Monday, February 22, 2010

What Is Love?

How do you explain what real love is to a group of children 3-11 years old? This was my dilemma some years ago when I was Primary President in church teaching children. I had a lesson planned, but something just wasn't right. The night before I was supposed to teach, the inspiration came to me. I scrapped the entire lesson and started over.

The children already knew from prior lessons that my father was a very eccentric man. I often used my father's life stories to demonstrate a principle, and they seemed to love hearing about this strange little man.

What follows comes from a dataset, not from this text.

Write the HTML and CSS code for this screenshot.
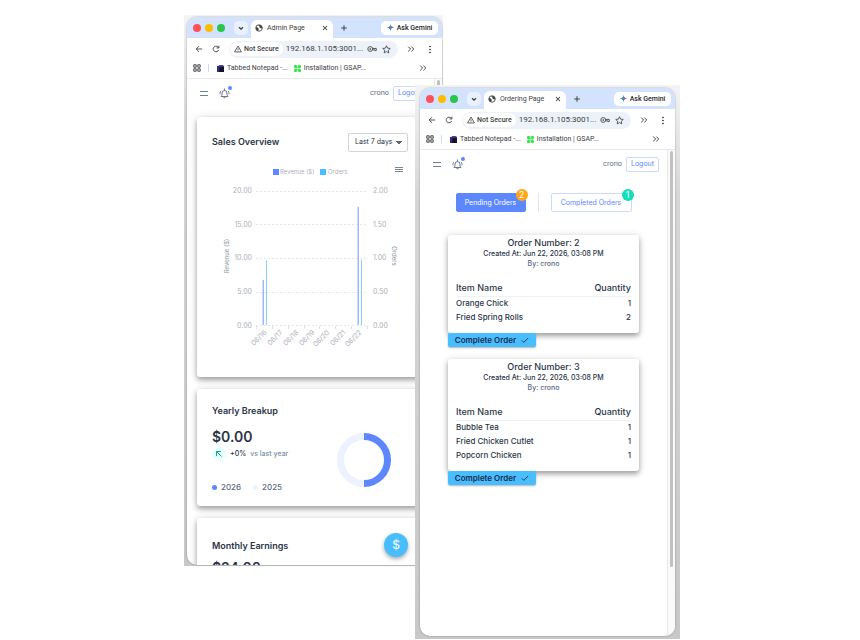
FILE: index.html
```html
<!DOCTYPE html>
<html lang="en">
<head>
    <meta charset="UTF-8">
    <meta name="viewport" content="width=device-width, initial-scale=1.0">
    <title>Admin and ordering</title>
    <link rel="stylesheet" href="styles.css">
</head>
<body>
    <!-- shared icons -->
    <svg class="sprite" aria-hidden="true">
        <symbol id="chev" viewBox="0 0 10 10"><path d="M2.5 4 5 6.5 7.5 4" fill="none" stroke="currentColor" stroke-width="1.6"/></symbol>
        <symbol id="globe" viewBox="0 0 16 16"><circle cx="8" cy="8" r="6.5" fill="none" stroke="currentColor" stroke-width="1.7"/><path d="M2 6.5c3 0 4 1 5 2.5s0 3-1 5C3 13 1.5 10 2 6.5zM7 2c0 2 1 2 2 3s-1 2 1 3 3 0 4.5 1c.5-4-2.5-7.5-7.5-7z" fill="currentColor"/></symbol>
        <symbol id="close" viewBox="0 0 10 10"><path d="m2.5 2.5 5 5m0-5-5 5" stroke="currentColor" stroke-width="1.3"/></symbol>
        <symbol id="plus" viewBox="0 0 10 10"><path d="M5 1.5v7M1.5 5h7" stroke="currentColor" stroke-width="1.2"/></symbol>
        <symbol id="spark" viewBox="0 0 16 16">
            <path d="M8 0c.8 4.8 3.2 7.2 8 8-4.8.8-7.2 3.2-8 8-.8-4.8-3.2-7.2-8-8 4.8-.8 7.2-3.2 8-8z" fill="#3186ff"/>
            <path d="M8 0c.8 4.8 3.2 7.2 8 8H8z" fill="#e8505b"/>
            <path d="M0 8c4.8.8 7.2 3.2 8 8V8z" fill="#35a95b"/>
        </symbol>
        <symbol id="back" viewBox="0 0 10 10"><path d="M9 5H1.5M5 1.5 1.5 5 5 8.5" fill="none" stroke="currentColor" stroke-width="1.1"/></symbol>
        <symbol id="reload" viewBox="0 0 10 10"><path d="M8.3 6.2A3.5 3.5 0 1 1 7.5 2.5L8.5 3.5M8.6.8v2.9H5.7" fill="none" stroke="currentColor" stroke-width="1.1"/></symbol>
        <symbol id="warn" viewBox="0 0 10 10"><path d="M5 1.2 9.3 8.7H.7zM5 4v2.3M5 7v.9" fill="none" stroke="currentColor"/></symbol>
        <symbol id="key" viewBox="0 0 14 10"><circle cx="4.5" cy="5" r="3.4" fill="none" stroke="currentColor" stroke-width="1.2"/><circle cx="4.5" cy="5" r="1.2" fill="currentColor"/><path d="M8 4.2h5v3H11v-1H8" fill="none" stroke="currentColor" stroke-width="1.2"/></symbol>
        <symbol id="star" viewBox="0 0 12 12"><path d="m6 1 1.5 3.2 3.5.4-2.600 2.400.7 3.500L6 8.800l-3.100 1.700.7-3.500L1 4.600l3.500-.4z" fill="none" stroke="currentColor" stroke-width="1.1"/></symbol>
        <symbol id="more" viewBox="0 0 10 10"><path d="M1.5 2 4.5 5l-3 3M5.5 2l3 3-3 3" fill="none" stroke="currentColor" stroke-width="1.2"/></symbol>
        <symbol id="dots" viewBox="0 0 4 12"><circle cx="2" cy="2" r="1"/><circle cx="2" cy="6" r="1"/><circle cx="2" cy="10" r="1"/></symbol>
        <symbol id="apps" viewBox="0 0 10 10"><path d="M1 1h3v3H1zM6 1h3v3H6zM1 6h3v3H1zM6 6h3v3H6z" fill="none" stroke="currentColor" stroke-width="1.2"/></symbol>
        <symbol id="notepad" viewBox="0 0 8 8"><path d="M1 1h7v7H1z" fill="#171525"/><path d="M0 1h3l-1 7H0z" fill="#373080"/><path d="M2 0h5l1 2H2z" fill="#4b42a0"/></symbol>
        <symbol id="gsap" viewBox="0 0 10 10"><path d="M1 0h3v2h2V0h3l1 1v3H8v2h2v3L9 10H6V8H4v2H1L0 9V6h2V4H0V1z" fill="#2fe646"/><circle cx="5" cy="5" r="1.5" fill="#fff"/></symbol>
        <symbol id="bell" viewBox="0 0 12 12"><path d="M2.5 9c.8-1 .8-2 .8-3.5a2.7 2.7 0 0 1 5.4 0C8.7 7 8.7 8 9.5 9zM4.7 9.5c.3 1.7 2.3 1.7 2.6 0M6 2.5V1M1.8 3.5c-.7 1-.8 2-.7 3M10.2 3.5c.7 1 .8 2 .7 3" fill="none" stroke="currentColor" stroke-linecap="round"/></symbol>
        <symbol id="check" viewBox="0 0 10 10"><path d="m1 5.500 2.500 2.500L9 2.500" fill="none" stroke="currentColor" stroke-width="1.1"/></symbol>
    </svg>

    <main class="canvas">
        <section class="shot admin-shot">
            <div class="browser">
                <header class="chrome">
                    <div class="tabs">
                        <i class="light red"></i><i class="light yellow"></i><i class="light green"></i>
                        <button class="tab-search" aria-label="Search tabs"><svg><use href="#chev"/></svg></button>
                        <div class="tab"><svg><use href="#globe"/></svg><span>Admin Page</span><button aria-label="Close tab"><svg><use href="#close"/></svg></button></div>
                        <button class="new-tab" aria-label="New tab"><svg><use href="#plus"/></svg></button>
                        <button class="gemini"><svg><use href="#spark"/></svg>Ask Gemini</button>
                    </div>
                    <div class="toolbar">
                        <button aria-label="Back"><svg><use href="#back"/></svg></button>
                        <button aria-label="Reload"><svg><use href="#reload"/></svg></button>
                        <div class="address">
                            <span class="secure"><svg><use href="#warn"/></svg>Not Secure</span>
                            <span class="url">192.168.1.105:3001...</span>
                            <svg class="key"><use href="#key"/></svg>
                            <svg class="star"><use href="#star"/></svg>
                        </div>
                        <button aria-label="Extensions"><svg><use href="#more"/></svg></button>
                        <button class="menu" aria-label="Menu"><svg><use href="#dots"/></svg></button>
                    </div>
                    <nav class="bookmarks">
                        <svg class="apps"><use href="#apps"/></svg>
                        <a href="#" class="first"><svg><use href="#notepad"/></svg>Tabbed Notepad -...</a>
                        <a href="#"><svg><use href="#gsap"/></svg>Installation | GSAP...</a>
                        <svg class="rest"><use href="#more"/></svg>
                    </nav>
                </header>
                <div class="viewport">
                    <div class="page">
                        <header class="topbar">
                            <button class="burger" aria-label="Toggle sidebar"></button>
                            <button class="bell" aria-label="Notifications"><svg><use href="#bell"/></svg><i></i></button>
                            <span class="user">crono</span>
                            <button class="logout">Logout</button>
                        </header>
                        <div class="cards">
                            <section class="card sales">
                                <div class="card-head">
                                    <h2>Sales Overview</h2>
                                    <select aria-label="Period"><option>Last 7 days</option></select>
                                </div>
                                <svg class="chart" viewBox="212 161 196 200" role="img" aria-label="Revenue and orders">
                                    <g class="legend">
                                        <rect x="273" y="169" width="6" height="6" fill="#5d87ff"/><text x="280" y="174">Revenue ($)</text>
                                        <rect x="320" y="169" width="6" height="6" fill="#49beff"/><text x="328" y="174">Orders</text>
                                    </g>
                                    <path d="M395 167.500h8M395 169.500h8M395 171.500h8" stroke="#7b8794"/>
                                    <path class="grid" d="M256 191.5h112M256 224.5h112M256 258.5h112M256 292.5h112M256 325.5h112"/>
                                    <path class="ticks" d="M256.5 326v3M272.5 326v3M288.5 326v3M304.5 326v3M319.5 326v3M335.5 326v3M351.5 326v3M367.5 326v3"/>
                                    <g class="axis end">
                                        <text x="252" y="193">20.00</text><text x="252" y="227">15.00</text><text x="252" y="260">10.00</text><text x="252" y="294">5.00</text><text x="252" y="328">0.00</text>
                                    </g>
                                    <g class="axis">
                                        <text x="373" y="193">2.00</text><text x="373" y="227">1.50</text><text x="373" y="260">1.00</text><text x="373" y="294">0.50</text><text x="373" y="328">0.00</text>
                                    </g>
                                    <g fill="#9fb5ff"><rect x="262.5" y="280" width="1.5" height="45"/><rect x="357.5" y="207" width="1.5" height="118"/></g>
                                    <g fill="#85d2ff"><rect x="266" y="260" width="1" height="65"/><rect x="361" y="260" width="1" height="65"/></g>
                                    <g class="dates end">
                                        <text transform="translate(267 333) rotate(-45)">06/16</text>
                                        <text transform="translate(283 333) rotate(-45)">06/17</text>
                                        <text transform="translate(299 333) rotate(-45)">06/18</text>
                                        <text transform="translate(315 333) rotate(-45)">06/19</text>
                                        <text transform="translate(330 333) rotate(-45)">06/20</text>
                                        <text transform="translate(346 333) rotate(-45)">06/21</text>
                                        <text transform="translate(362 333) rotate(-45)">06/22</text>
                                    </g>
                                    <g class="axis-title">
                                        <text transform="translate(229 256) rotate(-90)">Revenue ($)</text>
                                        <text transform="translate(392 256) rotate(90)">Orders</text>
                                    </g>
                                </svg>
                            </section>
                            <section class="card yearly">
                                <div>
                                    <h2>Yearly Breakup</h2>
                                    <p class="amount">$0.00</p>
                                    <p class="change"><span class="arrow"><svg viewBox="0 0 8 8"><path d="M1.5 6V1.5H6M1.5 1.5l5 5" fill="none" stroke="#13a98e"/></svg></span><b>+0%</b>vs last year</p>
                                    <p class="years"><span>2026</span><span class="last">2025</span></p>
                                </div>
                                <svg class="donut" viewBox="0 0 54 54"><path d="M27 50.5a23.5 23.5 0 0 1 0-47" stroke="#ecf2ff"/><path d="M27 3.5a23.5 23.5 0 0 1 0 47" stroke="#5d87ff"/></svg>
                            </section>
                            <section class="card monthly">
                                <h2>Monthly Earnings</h2>
                                <p class="amount">$24.00</p>
                                <button class="fab" aria-label="Earnings">$</button>
                            </section>
                        </div>
                    </div>
                    <div class="scroll"><i></i></div>
                </div>
            </div>
        </section>

        <section class="shot order-shot">
            <div class="browser">
                <header class="chrome">
                    <div class="tabs">
                        <i class="light red"></i><i class="light yellow"></i><i class="light green"></i>
                        <button class="tab-search" aria-label="Search tabs"><svg><use href="#chev"/></svg></button>
                        <div class="tab"><svg><use href="#globe"/></svg><span>Ordering Page</span><button aria-label="Close tab"><svg><use href="#close"/></svg></button></div>
                        <button class="new-tab" aria-label="New tab"><svg><use href="#plus"/></svg></button>
                        <button class="gemini"><svg><use href="#spark"/></svg>Ask Gemini</button>
                    </div>
                    <div class="toolbar">
                        <button aria-label="Back"><svg><use href="#back"/></svg></button>
                        <button aria-label="Reload"><svg><use href="#reload"/></svg></button>
                        <div class="address">
                            <span class="secure"><svg><use href="#warn"/></svg>Not Secure</span>
                            <span class="url">192.168.1.105:3001...</span>
                            <svg class="key"><use href="#key"/></svg>
                            <svg class="star"><use href="#star"/></svg>
                        </div>
                        <button aria-label="Extensions"><svg><use href="#more"/></svg></button>
                        <button class="menu" aria-label="Menu"><svg><use href="#dots"/></svg></button>
                    </div>
                    <nav class="bookmarks">
                        <svg class="apps"><use href="#apps"/></svg>
                        <a href="#" class="first"><svg><use href="#notepad"/></svg>Tabbed Notepad -...</a>
                        <a href="#"><svg><use href="#gsap"/></svg>Installation | GSAP...</a>
                        <svg class="rest"><use href="#more"/></svg>
                    </nav>
                </header>
                <div class="viewport">
                    <div class="page">
                        <header class="topbar">
                            <button class="burger" aria-label="Toggle sidebar"></button>
                            <button class="bell" aria-label="Notifications"><svg><use href="#bell"/></svg><i></i></button>
                            <span class="user">crono</span>
                            <button class="logout">Logout</button>
                        </header>
                        <div class="filters">
                            <button class="pending">Pending Orders<span class="badge">2</span></button>
                            <i class="divider"></i>
                            <button class="completed">Completed Orders<span class="badge">1</span></button>
                        </div>
                        <div class="orders">
                            <article>
                                <div class="order">
                                    <h3>Order Number: 2</h3>
                                    <p>Created At: Jun 22, 2026, 03:08 PM</p>
                                    <p class="by">By: crono</p>
                                    <table>
                                        <thead><tr><th>Item Name</th><th>Quantity</th></tr></thead>
                                        <tbody>
                                            <tr><td>Orange Chick</td><td>1</td></tr>
                                            <tr><td>Fried Spring Rolls</td><td>2</td></tr>
                                        </tbody>
                                    </table>
                                </div>
                                <button class="complete">Complete Order<svg><use href="#check"/></svg></button>
                            </article>
                            <article>
                                <div class="order">
                                    <h3>Order Number: 3</h3>
                                    <p>Created At: Jun 22, 2026, 03:08 PM</p>
                                    <p class="by">By: crono</p>
                                    <table>
                                        <thead><tr><th>Item Name</th><th>Quantity</th></tr></thead>
                                        <tbody>
                                            <tr><td>Bubble Tea</td><td>1</td></tr>
                                            <tr><td>Fried Chicken Cutlet</td><td>1</td></tr>
                                            <tr><td>Popcorn Chicken</td><td>1</td></tr>
                                        </tbody>
                                    </table>
                                </div>
                                <button class="complete">Complete Order<svg><use href="#check"/></svg></button>
                            </article>
                        </div>
                    </div>
                    <div class="scroll"><i></i></div>
                </div>
            </div>
        </section>
    </main>
</body>
</html>
```
FILE: styles.css
```css
* {
    box-sizing: border-box;
}
body {
    margin: 0;
    background: #fff;
    color: #2a3547;
    font-family: Inter, "Open Sans", sans-serif;
    font-size: 8px;
    line-height: 10px;
}
h2, h3, p {
    margin: 0;
    font-weight: 500;
}
button, select {
    margin: 0;
    padding: 0;
    border: 0;
    background: none;
    color: inherit;
    font: inherit;
}
button {
    display: flex;
    align-items: center;
    justify-content: center;
    flex: none;
    white-space: nowrap;
}
a {
    color: inherit;
    text-decoration: none;
}
svg {
    flex: none;
    width: 8px;
    height: 8px;
}
.sprite {
    position: absolute;
    width: 0;
    height: 0;
}

/* the two windows lie over each other on a free canvas */
.canvas {
    position: relative;
    min-height: 100vh;
    overflow: hidden;
}
.shot {
    position: absolute;
    display: flex;
    background: linear-gradient(#f4f4f4, #d6d6d6 20%, #c8c8c8);
}
.admin-shot {
    left: 184px;
    top: 15px;
    width: 259px;
    height: 551px;
    padding: 2px 1px 1px 3px;
}
.order-shot {
    left: 415px;
    top: 85px;
    width: 265px;
    height: 554px;
    padding: 3px 5px 3px 5px;
}
.browser {
    flex: 1;
    display: flex;
    flex-direction: column;
    min-width: 0;
    overflow: hidden;
    border-radius: 10px;
    background: #fff;
    box-shadow: 0 0 2px rgba(0, 0, 0, .35);
}

/* browser chrome */
.chrome {
    flex: none;
    border-bottom: 1px solid #e6e8ec;
    color: #3c4043;
    font-family: Roboto, sans-serif;
    font-size: 7px;
}
.tabs {
    display: flex;
    align-items: center;
    height: 21px;
    padding: 0 4px 0 6px;
    background: #d3e3fd;
}
.light {
    flex: none;
    width: 8px;
    height: 8px;
    margin-right: 4px;
    border-radius: 50%;
}
.red { background: #ff5257; }
.yellow { background: #fdbc02; }
.green { background: #2bc44f; }
.tab-search {
    width: 14px;
    height: 14px;
    margin: 0 3px 0 5px;
    border-radius: 5px;
    background: #e9f1fe;
}
.tab {
    display: flex;
    align-items: center;
    align-self: flex-end;
    width: 82px;
    height: 18px;
    padding: 0 4px 2px;
    border-radius: 6px 6px 0 0;
    background: #fff;
}
.tab span {
    flex: 1;
    margin-left: 4px;
}
.new-tab {
    margin-left: 7px;
}
.gemini {
    gap: 3px;
    width: 57px;
    height: 14px;
    margin-left: auto;
    border-radius: 5px;
    background: #fff;
    color: #1f1f1f;
    font-weight: 500;
}
.gemini svg {
    width: 7px;
    height: 7px;
}
.toolbar {
    display: flex;
    align-items: center;
    gap: 9px;
    height: 22px;
    padding: 0 10px 0 8px;
}
.address {
    flex: 1;
    display: flex;
    align-items: center;
    height: 17px;
    padding: 0 7px 0 1px;
    border-radius: 9px;
    background: #edf2fa;
}
.secure {
    display: flex;
    align-items: center;
    gap: 2px;
    height: 14px;
    padding: 0 4px;
    border-radius: 7px;
    background: #fff;
    font-weight: 500;
    white-space: nowrap;
}
.url {
    flex: 1;
    min-width: 0;
    margin-left: 3px;
    font-size: 8px;
}
.key {
    width: 10px;
    margin-right: 5px;
}
.star {
    width: 9px;
    height: 9px;
}
.menu {
    margin-left: 4px;
}
.menu svg {
    width: 4px;
    height: 9px;
}
.bookmarks {
    display: flex;
    align-items: center;
    height: 18px;
    padding: 0 15px 2px 6px;
}
.bookmarks a {
    display: flex;
    align-items: center;
    gap: 3px;
    margin-right: 6px;
    white-space: nowrap;
}
.bookmarks a svg {
    width: 7px;
    height: 7px;
}
.bookmarks .first {
    height: 8px;
    margin-left: 7px;
    padding-left: 8px;
    border-left: 1px solid #c5dcfb;
}
.rest {
    margin-left: auto;
}

/* page shell */
.viewport {
    flex: 1;
    display: flex;
    min-height: 0;
}
.page {
    flex: 1;
    min-width: 0;
}
.scroll {
    width: 8px;
    padding: 1px 2px;
    border-left: 1px solid #e8e8e8;
    background: #fafafa;
}
.scroll i {
    display: block;
    height: 86%;
    border-radius: 2px;
    background: #c1c1c1;
}
.topbar {
    display: flex;
    align-items: center;
    height: 28px;
    padding: 0 8px 0 13px;
}
.burger {
    width: 8px;
    height: 5px;
    border: solid #6f7f98;
    border-width: 1px 0;
}
.bell {
    position: relative;
    margin-left: 11px;
    color: #5a6a85;
}
.bell svg {
    width: 11px;
    height: 11px;
}
.bell i {
    position: absolute;
    top: -2px;
    right: -2px;
    width: 4px;
    height: 4px;
    border-radius: 50%;
    background: #5d87ff;
}
.user {
    margin: 0 4px 0 auto;
    color: #5a6a85;
    font-size: 7px;
}
.logout {
    width: 33px;
    height: 15px;
    border: 1px solid #ccd9ff;
    border-radius: 2px;
    color: #5d87ff;
    font-size: 7px;
}

/* admin dashboard */
.cards {
    display: flex;
    flex-direction: column;
    gap: 12px;
    padding: 10px 11px 0 10px;
}
.card {
    flex: none;
    padding: 15px;
    border-radius: 3px;
    background: #fff;
    box-shadow: 0 3px 5px rgba(0, 0, 0, .3), 0 1px 10px rgba(0, 0, 0, .15);
}
.card h2 {
    font-size: 9px;
    font-weight: 600;
    line-height: 14px;
}
.sales {
    height: 260px;
}
.card-head {
    display: flex;
    align-items: center;
    justify-content: space-between;
    height: 20px;
}
.card select {
    width: 60px;
    height: 19px;
    padding: 0 6px;
    border: 1px solid #d0d5dc;
    border-radius: 2px;
    appearance: none;
    background: conic-gradient(from -45deg at 50% 100%, #666 90deg, transparent 0) no-repeat right 5px center / 6px 3px;
    font-size: 7px;
}
.chart {
    display: block;
    width: 100%;
    height: auto;
    margin-top: 9px;
    font-size: 7px;
    fill: #adb0bb;
}
.grid {
    stroke: #e4e6ea;
    stroke-dasharray: 2 2;
}
.ticks {
    stroke: #e0e0e0;
}
.end {
    text-anchor: end;
}
.axis-title {
    font-size: 6px;
    text-anchor: middle;
    fill: #8b93a1;
}
.legend {
    font-size: 6px;
}
.yearly {
    display: flex;
    justify-content: space-between;
    height: 117px;
}
.amount {
    margin-top: 10px;
    font-size: 14px;
    font-weight: 600;
    line-height: 18px;
}
.change {
    display: flex;
    align-items: center;
    margin-top: 1px;
    color: #7c8fac;
    font-size: 7px;
}
.change b {
    margin: 0 4px;
    color: #2a3547;
    font-weight: 500;
}
.arrow {
    display: flex;
    align-items: center;
    justify-content: center;
    width: 14px;
    height: 14px;
    border-radius: 50%;
    background: #e6fffa;
}
.years {
    display: flex;
    gap: 12px;
    margin-top: 21px;
    color: #5a6a85;
}
.years span {
    display: flex;
    align-items: center;
    gap: 4px;
}
.years span::before {
    content: "";
    width: 5px;
    height: 5px;
    border-radius: 50%;
    background: #5d87ff;
}
.years .last::before {
    background: #ecf2ff;
}
.donut {
    width: 54px;
    height: 54px;
    margin: 29px 17px 0 0;
    fill: none;
    stroke-width: 7;
}
.monthly {
    position: relative;
    padding-top: 21px;
}
.monthly .amount {
    margin-top: 6px;
}
.fab {
    position: absolute;
    top: 15px;
    right: 15px;
    width: 24px;
    height: 24px;
    border-radius: 50%;
    background: #49beff;
    box-shadow: 0 2px 4px rgba(0, 0, 0, .35);
    color: #fff;
    font-size: 12px;
}

/* ordering page */
.filters {
    display: flex;
    justify-content: center;
    gap: 12px;
    margin-top: 15px;
}
.filters button {
    position: relative;
    width: 70px;
    height: 19px;
    border: 1px solid #5d87ff;
    border-radius: 2px;
    font-size: 7px;
}
.filters .pending {
    background: #5d87ff;
    color: #fff;
}
.filters .completed {
    width: 81px;
    border-color: #ccd9ff;
    color: #5d87ff;
}
.badge {
    position: absolute;
    top: -5px;
    right: -3px;
    width: 12px;
    height: 12px;
    border-radius: 50%;
    background: #ffa617;
    color: #fff;
    font-size: 9px;
    line-height: 12px;
    text-align: center;
}
.completed .badge {
    background: #13deb9;
}
.divider {
    width: 1px;
    background: #dfe5ef;
}
.orders {
    display: flex;
    flex-direction: column;
    gap: 12px;
    padding: 23px 28px 0;
}
.order {
    padding: 1px 8px 9px;
    border-radius: 3px;
    background: #fff;
    box-shadow: 0 3px 5px rgba(0, 0, 0, .3), 0 1px 8px rgba(0, 0, 0, .15);
    font-size: 7px;
    text-align: center;
}
.order h3 {
    font-size: 9px;
    line-height: 13px;
}
.order .by {
    color: #5a6a85;
}
.order table {
    width: 100%;
    margin-top: 12px;
    border-collapse: collapse;
    font-size: 8px;
    text-align: left;
}
.order th {
    height: 15px;
    padding: 0 0 1px;
    border-bottom: 1px solid #eef1f5;
    font-size: 9px;
    font-weight: 500;
}
.order td {
    height: 14px;
    padding: 0;
    font-weight: 500;
}
.order tr > :last-child {
    text-align: right;
}
.complete {
    position: relative;
    gap: 5px;
    width: 88px;
    height: 14px;
    border-radius: 2px;
    background: #49beff;
    box-shadow: 0 1px 2px rgba(0, 0, 0, .3);
    color: #172b4d;
    font-weight: 600;
}
```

So when I began to tell yet another of my father's stories, they settled in to listen.

My father had an aversion to tissues. He had been raised in the era of handkerchiefs. For Dad, it was a "man thing." It seems only women were supposed to use tissues. When my husband and I were first married, we were gathered as a family at the family cabin. My husband used a tissue and then disposed of it in the wood stove. My father made a comment about men and handkerchiefs. As a newlywed, I felt compelled to defend my husband.

I explained to Dad that for sanitary reasons, I preferred my husband use tissues. I told Dad how awful it was as a teenager washing his white handkerchiefs in the same laundry load as my white underwear. My sister chimed in by telling how awful it was to hang laundry on the clothesline and get "slimed" because it didn't all come out in the wash. I went on to complain about having to pick the leftovers off of the handkerchiefs prior to ironing them. My sister and I really razzed Dad pretty good about the whole thing -- all in good fun. Then I promptly forgot about it.

Fast forward a few years. My father had passed away. Mom and I were talking about how in the end Dad did a few strange things (even for him) because oxygen wasn't getting to his brain. I told Mom that one day I walked into the bathroom to find Dad standing over the toilet picking "buggers" (for lack of a better word) off a handkerchief into the toilet. Wrong thing to say! Mom went into this tirade about how THAT wasn't Dad's lack of oxygen -- that was my fault and my sister's fault! She reminded me of the incident at the cabin, which I had totally forgotten about.

Apparently, Dad thought a lot about what my sister and I told him. He went out and bought dozens of brand new handkerchiefs. You see, he was too set in his ways to use tissue, but he found a solution to the problem. He loved my mother enough that he didn't want her to become the victim of the "slime" my sister and I had portrayed. From that day forward, he saved his handkerchiefs in a canvas bag until they were completely dried. Then he would carefully "debugger" them into the toilet prior to putting them in the laundry.

I completed my lesson by asking the children how much love they had for their family members. Would they go to that much trouble to protect a family member?

As I finished telling the story, the adult teachers in the room looked at me like I had really "lost it". The children, however, got the message. Several of those kids (now adults) have told me how much that lesson meant to them. They really did get the point.

I'm not sure what this says about kids. As my Dad would have said, "First you have to get their attention."


  1. You really DIDN'T tell that story to your Primary class, did you? And adults were present? Aren't "buggers" sacred?

  2. Yes, Cheri, I really DID tell that to the WHOLE Primary -- it was Sharing Time. I'm not a teacher like you are; I have to be creative.